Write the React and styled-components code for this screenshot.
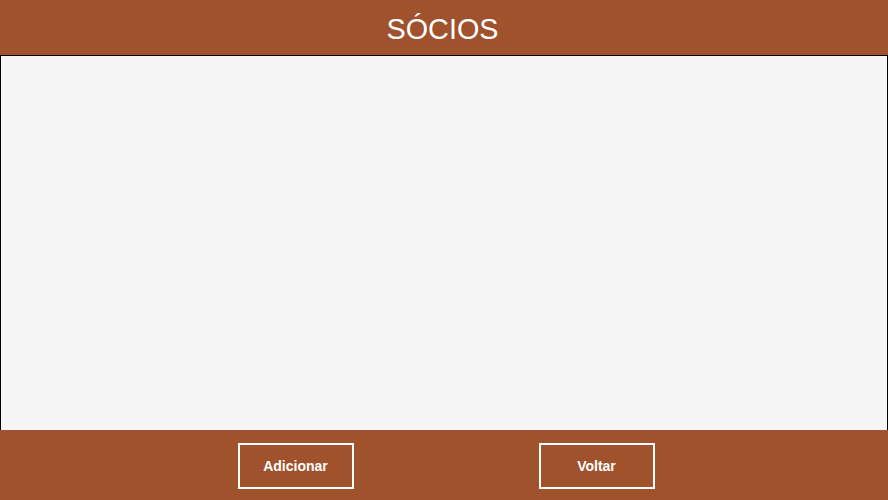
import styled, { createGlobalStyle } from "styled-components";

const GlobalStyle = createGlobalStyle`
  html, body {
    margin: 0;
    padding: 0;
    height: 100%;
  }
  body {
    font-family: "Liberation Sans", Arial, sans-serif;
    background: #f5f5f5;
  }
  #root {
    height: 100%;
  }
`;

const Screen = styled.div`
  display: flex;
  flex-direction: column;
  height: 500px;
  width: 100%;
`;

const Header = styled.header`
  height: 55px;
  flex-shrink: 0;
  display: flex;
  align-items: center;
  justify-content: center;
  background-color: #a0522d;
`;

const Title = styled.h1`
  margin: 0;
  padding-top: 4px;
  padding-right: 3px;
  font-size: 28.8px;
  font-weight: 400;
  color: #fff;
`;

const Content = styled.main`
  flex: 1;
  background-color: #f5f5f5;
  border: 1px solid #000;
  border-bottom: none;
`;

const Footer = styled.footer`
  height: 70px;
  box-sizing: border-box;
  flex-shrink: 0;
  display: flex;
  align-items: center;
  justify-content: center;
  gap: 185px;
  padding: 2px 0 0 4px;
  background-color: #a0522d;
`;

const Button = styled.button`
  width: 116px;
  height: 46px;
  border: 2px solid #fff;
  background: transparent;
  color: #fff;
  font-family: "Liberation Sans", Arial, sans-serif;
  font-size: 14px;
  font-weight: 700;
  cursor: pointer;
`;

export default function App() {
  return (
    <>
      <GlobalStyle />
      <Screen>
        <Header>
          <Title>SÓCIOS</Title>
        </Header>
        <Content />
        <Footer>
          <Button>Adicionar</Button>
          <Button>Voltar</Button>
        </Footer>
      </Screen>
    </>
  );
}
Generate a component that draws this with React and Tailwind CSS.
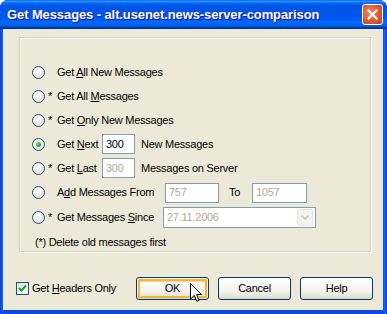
* * * * * * *
Strip out the pictures and quote the remaining data word for word.

### ANSWER TO THE TASK
Write the React and styled-components code for this screenshot.
import styled, { createGlobalStyle } from "styled-components";

const GlobalStyle = createGlobalStyle`
  html, body {
    margin: 0;
    padding: 0;
    height: 100%;
  }
  body {
    font-family: "Liberation Sans", Arial, sans-serif;
    background: #f5f5f5;
  }
  #root {
    height: 100%;
  }
`;

const Screen = styled.div`
  display: flex;
  flex-direction: column;
  height: 500px;
  width: 100%;
`;

const Header = styled.header`
  height: 55px;
  flex-shrink: 0;
  display: flex;
  align-items: center;
  justify-content: center;
  background-color: #a0522d;
`;

const Title = styled.h1`
  margin: 0;
  padding-top: 4px;
  padding-right: 3px;
  font-size: 28.8px;
  font-weight: 400;
  color: #fff;
`;

const Content = styled.main`
  flex: 1;
  background-color: #f5f5f5;
  border: 1px solid #000;
  border-bottom: none;
`;

const Footer = styled.footer`
  height: 70px;
  box-sizing: border-box;
  flex-shrink: 0;
  display: flex;
  align-items: center;
  justify-content: center;
  gap: 185px;
  padding: 2px 0 0 4px;
  background-color: #a0522d;
`;

const Button = styled.button`
  width: 116px;
  height: 46px;
  border: 2px solid #fff;
  background: transparent;
  color: #fff;
  font-family: "Liberation Sans", Arial, sans-serif;
  font-size: 14px;
  font-weight: 700;
  cursor: pointer;
`;

export default function App() {
  return (
    <>
      <GlobalStyle />
      <Screen>
        <Header>
          <Title>SÓCIOS</Title>
        </Header>
        <Content />
        <Footer>
          <Button>Adicionar</Button>
          <Button>Voltar</Button>
        </Footer>
      </Screen>
    </>
  );
}
Generate a component that draws this with React and Tailwind CSS.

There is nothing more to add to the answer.